Free markets and the individual go hand in hand. Economic freedom and free markets cannot exist without political freedom. It is difficult to have the one without the other. The proof of this is current and is seen in the ever growing size and scope of government.

The individual is the smallest minority in our society. And sadly, as we see events going today, the minority status of the individual is being stifled and subsumed into larger collections of a collectivized society. Never in our life- time until now, have we seen Free Market economics so openly attacked by top officials in our land. And when a society becomes collectivized, the free market economy is on death's door step. The current government's determination to fight free-market forces guarantees higher unemployment, more business failures and continued economic contraction. Look at those states... those with freer markets have greater prosperity.

Never before have we seen such a fast and reckless attack on the principles that made America the greatest economic powerhouse the world has EVER seen.

Remember that famous quote from A Tale of Two Cities? "It was the best of times; it was the worst of times." In our minds, this describes the times in which we live. Certainly, for a variety of reasons, it is the worst of times. President Barack Obama is moving toward a socialist style state with more taxes and more government. After only three months in office, he has supported and amassed more national debt than the first 200 years of our Republic! The market will turn around on its own momentum, but the budget deficits will not and cannot.

History has shown that the free market creates more wealth and opportunity for more people than any other economic model. It is the most transformative of economic systems devised by individuals. The free market fosters inventiveness and creativity and produces more opportunities, industries, products, services, and developments than any other system in the world.

Our country's economy was originally based upon a free market system, which prospered in direct proportion to the extent of adherence to the principles involved. From the beginning, there were those who realized the distinct advantages to the people. The principle of market exchange and pricing is that it tends to bring supply and demand toward a balance, and maximize total welfare. This is a powerful economic principle.

"Perfect competition is the most equitable distributor of resources, not government" was stated by one of our columnists (M. Andrew Burr) in a recent presentation. When there is unnecessary intervention of government into the process, the free market is deprived of the pricing mechanism indispensable to its success. It is the ultimate irony for those responsible for any dilemma... that they justify further intervention by claiming that the free market does not work, when in reality it is unnecessary government intervention which created and intensifies the problem. Inflation illustrates clearly how government creates problems. Inflation is purely the expansion of the money supply. By printing virtually valued-down paper dollars to pay for deficit spending, previously circulating money is diluted and devalued. Rising prices, rising wages, and the rising cost of living are NOT the cause of inflation; they are its results. And appeals to "fight inflation" by voluntary or even mandatory restraints constitute a camouflage of the primary cause.

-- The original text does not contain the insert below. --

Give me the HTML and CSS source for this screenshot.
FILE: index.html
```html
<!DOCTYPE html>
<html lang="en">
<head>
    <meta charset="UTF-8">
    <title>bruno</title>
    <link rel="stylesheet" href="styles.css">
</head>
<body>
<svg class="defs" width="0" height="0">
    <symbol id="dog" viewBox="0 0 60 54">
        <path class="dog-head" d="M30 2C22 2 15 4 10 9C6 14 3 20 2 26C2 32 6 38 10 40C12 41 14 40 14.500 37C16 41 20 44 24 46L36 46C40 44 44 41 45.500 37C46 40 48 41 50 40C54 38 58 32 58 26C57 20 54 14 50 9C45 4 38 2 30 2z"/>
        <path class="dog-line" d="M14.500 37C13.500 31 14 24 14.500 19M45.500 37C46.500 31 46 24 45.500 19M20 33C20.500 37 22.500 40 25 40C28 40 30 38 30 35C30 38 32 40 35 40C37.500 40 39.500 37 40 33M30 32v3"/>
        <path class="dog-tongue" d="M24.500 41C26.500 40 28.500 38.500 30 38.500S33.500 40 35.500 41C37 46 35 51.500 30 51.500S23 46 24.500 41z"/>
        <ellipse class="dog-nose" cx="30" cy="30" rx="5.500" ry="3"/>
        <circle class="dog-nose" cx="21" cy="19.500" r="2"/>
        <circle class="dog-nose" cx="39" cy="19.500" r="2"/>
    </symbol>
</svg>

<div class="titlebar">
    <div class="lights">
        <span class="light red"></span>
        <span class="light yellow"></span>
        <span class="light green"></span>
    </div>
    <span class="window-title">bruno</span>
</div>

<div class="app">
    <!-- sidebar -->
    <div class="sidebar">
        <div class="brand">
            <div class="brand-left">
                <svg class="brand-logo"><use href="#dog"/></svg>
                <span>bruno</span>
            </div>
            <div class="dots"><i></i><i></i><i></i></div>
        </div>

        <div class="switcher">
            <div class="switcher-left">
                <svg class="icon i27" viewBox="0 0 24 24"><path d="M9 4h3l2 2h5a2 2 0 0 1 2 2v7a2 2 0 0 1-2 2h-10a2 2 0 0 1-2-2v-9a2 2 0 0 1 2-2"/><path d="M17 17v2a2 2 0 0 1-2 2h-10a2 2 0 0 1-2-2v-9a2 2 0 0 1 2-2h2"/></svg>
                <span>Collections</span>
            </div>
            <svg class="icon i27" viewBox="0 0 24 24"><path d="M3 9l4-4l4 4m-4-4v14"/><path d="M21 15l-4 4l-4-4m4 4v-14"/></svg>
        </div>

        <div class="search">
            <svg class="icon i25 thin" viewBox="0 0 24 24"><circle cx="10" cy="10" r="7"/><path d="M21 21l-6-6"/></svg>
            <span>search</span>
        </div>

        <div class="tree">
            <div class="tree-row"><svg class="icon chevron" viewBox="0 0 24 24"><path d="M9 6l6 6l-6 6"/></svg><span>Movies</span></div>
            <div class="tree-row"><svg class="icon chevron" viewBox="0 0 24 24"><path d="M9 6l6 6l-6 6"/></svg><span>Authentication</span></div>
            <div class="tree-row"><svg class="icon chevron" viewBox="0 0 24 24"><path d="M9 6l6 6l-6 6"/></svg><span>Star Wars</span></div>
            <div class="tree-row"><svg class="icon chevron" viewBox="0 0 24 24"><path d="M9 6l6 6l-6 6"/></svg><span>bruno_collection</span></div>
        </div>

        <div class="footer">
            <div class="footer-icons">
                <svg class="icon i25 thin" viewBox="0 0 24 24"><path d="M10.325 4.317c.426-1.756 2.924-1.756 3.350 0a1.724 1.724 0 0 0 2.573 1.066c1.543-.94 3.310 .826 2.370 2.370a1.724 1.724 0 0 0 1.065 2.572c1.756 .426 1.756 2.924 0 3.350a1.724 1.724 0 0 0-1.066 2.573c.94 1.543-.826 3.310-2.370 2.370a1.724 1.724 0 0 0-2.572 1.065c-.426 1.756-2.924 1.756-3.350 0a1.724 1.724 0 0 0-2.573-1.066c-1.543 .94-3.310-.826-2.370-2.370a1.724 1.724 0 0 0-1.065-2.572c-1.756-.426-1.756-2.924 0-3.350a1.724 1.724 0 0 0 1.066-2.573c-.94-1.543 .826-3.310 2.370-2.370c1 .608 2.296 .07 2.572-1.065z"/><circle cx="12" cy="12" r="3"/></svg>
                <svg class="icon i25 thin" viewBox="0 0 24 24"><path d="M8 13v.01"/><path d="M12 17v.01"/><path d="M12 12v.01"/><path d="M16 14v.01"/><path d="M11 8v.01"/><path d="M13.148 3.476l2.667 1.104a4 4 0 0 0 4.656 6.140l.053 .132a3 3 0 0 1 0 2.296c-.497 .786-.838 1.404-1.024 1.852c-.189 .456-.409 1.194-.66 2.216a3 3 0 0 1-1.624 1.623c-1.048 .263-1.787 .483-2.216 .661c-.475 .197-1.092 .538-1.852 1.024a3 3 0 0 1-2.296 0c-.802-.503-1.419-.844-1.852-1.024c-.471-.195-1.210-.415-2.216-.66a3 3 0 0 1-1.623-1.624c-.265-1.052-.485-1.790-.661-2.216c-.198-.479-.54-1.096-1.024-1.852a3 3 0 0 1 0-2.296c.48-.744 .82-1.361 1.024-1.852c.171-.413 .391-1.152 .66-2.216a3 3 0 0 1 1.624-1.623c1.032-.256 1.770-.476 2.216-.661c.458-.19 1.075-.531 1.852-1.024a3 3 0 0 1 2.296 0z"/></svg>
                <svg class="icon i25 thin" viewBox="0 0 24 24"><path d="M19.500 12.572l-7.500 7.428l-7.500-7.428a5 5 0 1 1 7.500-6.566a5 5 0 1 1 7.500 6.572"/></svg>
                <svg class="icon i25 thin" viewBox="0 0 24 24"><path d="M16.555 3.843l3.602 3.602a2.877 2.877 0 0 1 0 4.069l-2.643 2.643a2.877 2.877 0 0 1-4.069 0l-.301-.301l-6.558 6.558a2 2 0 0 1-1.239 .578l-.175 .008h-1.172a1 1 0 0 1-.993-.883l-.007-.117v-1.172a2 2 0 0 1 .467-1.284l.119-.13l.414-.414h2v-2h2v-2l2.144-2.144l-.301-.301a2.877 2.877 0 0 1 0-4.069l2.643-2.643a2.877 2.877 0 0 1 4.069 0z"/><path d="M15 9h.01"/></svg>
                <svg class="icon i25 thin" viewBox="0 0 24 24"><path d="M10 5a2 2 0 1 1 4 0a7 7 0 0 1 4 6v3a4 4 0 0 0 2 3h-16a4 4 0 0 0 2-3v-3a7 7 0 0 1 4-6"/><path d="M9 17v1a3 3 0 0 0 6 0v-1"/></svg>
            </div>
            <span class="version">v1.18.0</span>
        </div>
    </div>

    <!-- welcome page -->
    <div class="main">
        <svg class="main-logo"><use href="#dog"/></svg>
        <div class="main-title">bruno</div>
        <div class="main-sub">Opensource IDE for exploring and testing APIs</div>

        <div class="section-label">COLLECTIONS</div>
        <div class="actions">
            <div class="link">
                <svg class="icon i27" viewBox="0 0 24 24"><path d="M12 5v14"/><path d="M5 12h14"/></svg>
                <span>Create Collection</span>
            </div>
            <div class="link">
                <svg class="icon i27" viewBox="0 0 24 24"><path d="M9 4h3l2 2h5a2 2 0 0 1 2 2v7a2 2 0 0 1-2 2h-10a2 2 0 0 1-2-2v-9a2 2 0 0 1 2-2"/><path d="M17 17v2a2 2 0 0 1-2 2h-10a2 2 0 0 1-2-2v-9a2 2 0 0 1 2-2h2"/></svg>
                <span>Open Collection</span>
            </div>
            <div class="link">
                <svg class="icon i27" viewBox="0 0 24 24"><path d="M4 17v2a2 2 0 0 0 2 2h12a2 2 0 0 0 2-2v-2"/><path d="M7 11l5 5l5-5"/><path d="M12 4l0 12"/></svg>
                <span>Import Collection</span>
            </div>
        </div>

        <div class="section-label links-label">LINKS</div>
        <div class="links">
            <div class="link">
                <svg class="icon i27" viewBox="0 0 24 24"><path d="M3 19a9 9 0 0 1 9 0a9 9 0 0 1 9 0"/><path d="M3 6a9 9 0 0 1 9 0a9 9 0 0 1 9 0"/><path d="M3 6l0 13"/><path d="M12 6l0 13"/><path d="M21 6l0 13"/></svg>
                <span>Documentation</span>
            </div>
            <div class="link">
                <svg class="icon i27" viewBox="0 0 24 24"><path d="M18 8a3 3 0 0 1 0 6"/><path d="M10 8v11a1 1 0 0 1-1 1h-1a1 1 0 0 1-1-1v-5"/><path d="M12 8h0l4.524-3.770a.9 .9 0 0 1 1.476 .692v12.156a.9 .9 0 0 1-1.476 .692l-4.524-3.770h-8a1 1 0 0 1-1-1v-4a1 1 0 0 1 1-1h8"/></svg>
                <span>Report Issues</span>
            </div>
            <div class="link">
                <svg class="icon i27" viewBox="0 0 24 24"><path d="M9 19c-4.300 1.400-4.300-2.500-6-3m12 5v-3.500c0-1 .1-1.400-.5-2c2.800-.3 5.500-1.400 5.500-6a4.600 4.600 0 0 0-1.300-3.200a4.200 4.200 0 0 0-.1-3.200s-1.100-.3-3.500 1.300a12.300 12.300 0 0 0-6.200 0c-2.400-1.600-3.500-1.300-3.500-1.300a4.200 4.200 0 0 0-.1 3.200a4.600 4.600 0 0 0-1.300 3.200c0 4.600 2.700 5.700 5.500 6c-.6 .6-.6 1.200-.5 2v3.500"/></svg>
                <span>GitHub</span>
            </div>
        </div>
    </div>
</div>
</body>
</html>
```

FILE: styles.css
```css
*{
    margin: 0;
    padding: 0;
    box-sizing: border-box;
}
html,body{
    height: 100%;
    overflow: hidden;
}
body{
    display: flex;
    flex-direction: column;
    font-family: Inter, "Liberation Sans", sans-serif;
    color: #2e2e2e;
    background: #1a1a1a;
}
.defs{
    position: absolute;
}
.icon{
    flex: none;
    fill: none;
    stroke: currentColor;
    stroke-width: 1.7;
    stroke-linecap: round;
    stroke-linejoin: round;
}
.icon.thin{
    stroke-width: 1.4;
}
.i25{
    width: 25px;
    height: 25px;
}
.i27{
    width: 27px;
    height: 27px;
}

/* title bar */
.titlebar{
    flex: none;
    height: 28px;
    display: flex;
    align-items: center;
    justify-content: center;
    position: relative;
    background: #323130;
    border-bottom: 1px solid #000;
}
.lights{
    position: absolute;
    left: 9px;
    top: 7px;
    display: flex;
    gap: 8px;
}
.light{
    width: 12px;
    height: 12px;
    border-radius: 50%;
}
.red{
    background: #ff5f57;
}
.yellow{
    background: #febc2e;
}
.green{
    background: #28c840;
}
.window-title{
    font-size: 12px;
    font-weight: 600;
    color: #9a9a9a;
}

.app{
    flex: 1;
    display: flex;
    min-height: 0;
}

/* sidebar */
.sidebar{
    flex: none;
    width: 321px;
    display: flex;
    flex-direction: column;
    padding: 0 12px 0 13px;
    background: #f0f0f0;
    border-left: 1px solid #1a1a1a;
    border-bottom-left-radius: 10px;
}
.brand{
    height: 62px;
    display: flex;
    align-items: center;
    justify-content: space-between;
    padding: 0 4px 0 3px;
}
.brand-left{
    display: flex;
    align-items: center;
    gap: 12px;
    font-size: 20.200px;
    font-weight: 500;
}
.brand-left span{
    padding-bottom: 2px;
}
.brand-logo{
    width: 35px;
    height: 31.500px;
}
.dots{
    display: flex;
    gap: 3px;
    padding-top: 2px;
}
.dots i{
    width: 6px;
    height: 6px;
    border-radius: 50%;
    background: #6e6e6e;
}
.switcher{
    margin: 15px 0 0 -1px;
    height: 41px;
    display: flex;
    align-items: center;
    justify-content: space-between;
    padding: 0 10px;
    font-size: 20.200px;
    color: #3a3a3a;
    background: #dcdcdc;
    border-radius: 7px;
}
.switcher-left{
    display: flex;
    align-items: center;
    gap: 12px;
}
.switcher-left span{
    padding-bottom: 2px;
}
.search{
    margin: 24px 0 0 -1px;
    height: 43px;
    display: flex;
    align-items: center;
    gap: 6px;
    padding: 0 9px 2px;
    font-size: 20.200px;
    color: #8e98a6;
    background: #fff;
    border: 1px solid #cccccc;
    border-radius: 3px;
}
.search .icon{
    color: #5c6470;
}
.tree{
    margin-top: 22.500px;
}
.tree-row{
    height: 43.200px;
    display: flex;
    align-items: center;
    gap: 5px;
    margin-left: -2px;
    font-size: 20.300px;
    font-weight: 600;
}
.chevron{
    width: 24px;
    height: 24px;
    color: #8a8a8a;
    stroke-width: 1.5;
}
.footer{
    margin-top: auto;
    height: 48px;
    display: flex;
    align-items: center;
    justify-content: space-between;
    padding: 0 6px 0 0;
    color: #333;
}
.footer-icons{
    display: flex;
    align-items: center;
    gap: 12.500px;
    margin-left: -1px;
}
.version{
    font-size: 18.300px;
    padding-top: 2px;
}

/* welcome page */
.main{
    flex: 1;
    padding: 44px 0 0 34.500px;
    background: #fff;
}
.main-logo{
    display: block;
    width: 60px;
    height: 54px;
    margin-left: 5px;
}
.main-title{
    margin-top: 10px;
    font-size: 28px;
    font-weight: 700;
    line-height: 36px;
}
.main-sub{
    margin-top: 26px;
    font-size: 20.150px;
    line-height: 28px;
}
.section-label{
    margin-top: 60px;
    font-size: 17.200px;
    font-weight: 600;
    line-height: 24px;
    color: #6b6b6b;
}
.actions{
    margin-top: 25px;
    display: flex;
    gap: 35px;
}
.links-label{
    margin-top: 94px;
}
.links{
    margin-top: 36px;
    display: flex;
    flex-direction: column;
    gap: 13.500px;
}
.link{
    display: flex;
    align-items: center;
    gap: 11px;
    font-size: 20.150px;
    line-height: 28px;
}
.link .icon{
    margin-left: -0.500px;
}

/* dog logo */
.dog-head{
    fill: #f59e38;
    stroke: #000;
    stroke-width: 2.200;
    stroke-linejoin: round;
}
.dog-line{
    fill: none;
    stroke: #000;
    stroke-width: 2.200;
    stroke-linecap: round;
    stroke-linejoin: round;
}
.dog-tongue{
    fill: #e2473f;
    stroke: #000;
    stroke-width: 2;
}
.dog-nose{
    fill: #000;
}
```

Often we have seen, in order to obtain public favor during an election campaign, public officials will bring innumerable programs in place, thus causing an involuntary transfer of capital, clearly impacting free markets. It is an effective political practice to appeal to the electorate with the message of "soak the rich" as an approach. Almost every additional government regulation created in the past recent years can be shown to offer an advantage to some individuals or group, at the expense of competitors and the public. Subsidies, bailouts, so called stimulus packages, wage and price controls, minimum wages, "free" services, and "out of control" entitlements further disrupt and even destroy what is left of our free markets. Precisely, that is our current state of affairs.

As we see it, the free market promotes self-worth, self-sufficiency, shared values, and honest dealings, which enhance the individual, the family, and the community. It discriminates against no race, religion, or gender. The free market is an intricate system of voluntary economic, social, and cultural interactions that are motivated by the desires and needs of the individual and the community. There is symmetry between the free market and the well being of the society and one simply cannot exist without the other. And the key to a healthy free market system is private property. To be sure, private property is the material manifestation of the individual's labor and this private property may take the form of income, real property, or intellectual property. Just as life is finite, so, too, is the extent of one's labor. Therefore, unjustified taxation of private property, or the regulation of such property, so as to reduce its value, can become in effect a serious infraction of the principles of the free market and the unalienable rights of the individual guaranteed by the Constitution. And clearly, the federal government should raise revenue only to fund those activities that the Constitution authorized and no others. Former Senator Phil Gram used to say the best "housing, educating, nutrition, and work program" is the entrepreneur who creates jobs and adds value.

We believe that the individual knows best how to make and spend that which one has earned from one's own labor and to provide for one's own family than do large bureaucracies populated by strangers who see classes of people rather than the individual. It was James Wilson, who observed, "By exclusive property, the productions of the earth and means of subsistence are secured and preserved, as well as multiplied. What belongs to NO one is wasted by EVERYONE but what belongs to one individual in particular is the object of his economy and care." Ah yes, in our society, it is the individual who is the smallest of minority and the free market... made up of individuals... truly serves as the backbone of our economy. And that is how we see it FROM OUR PERSPECTIVE.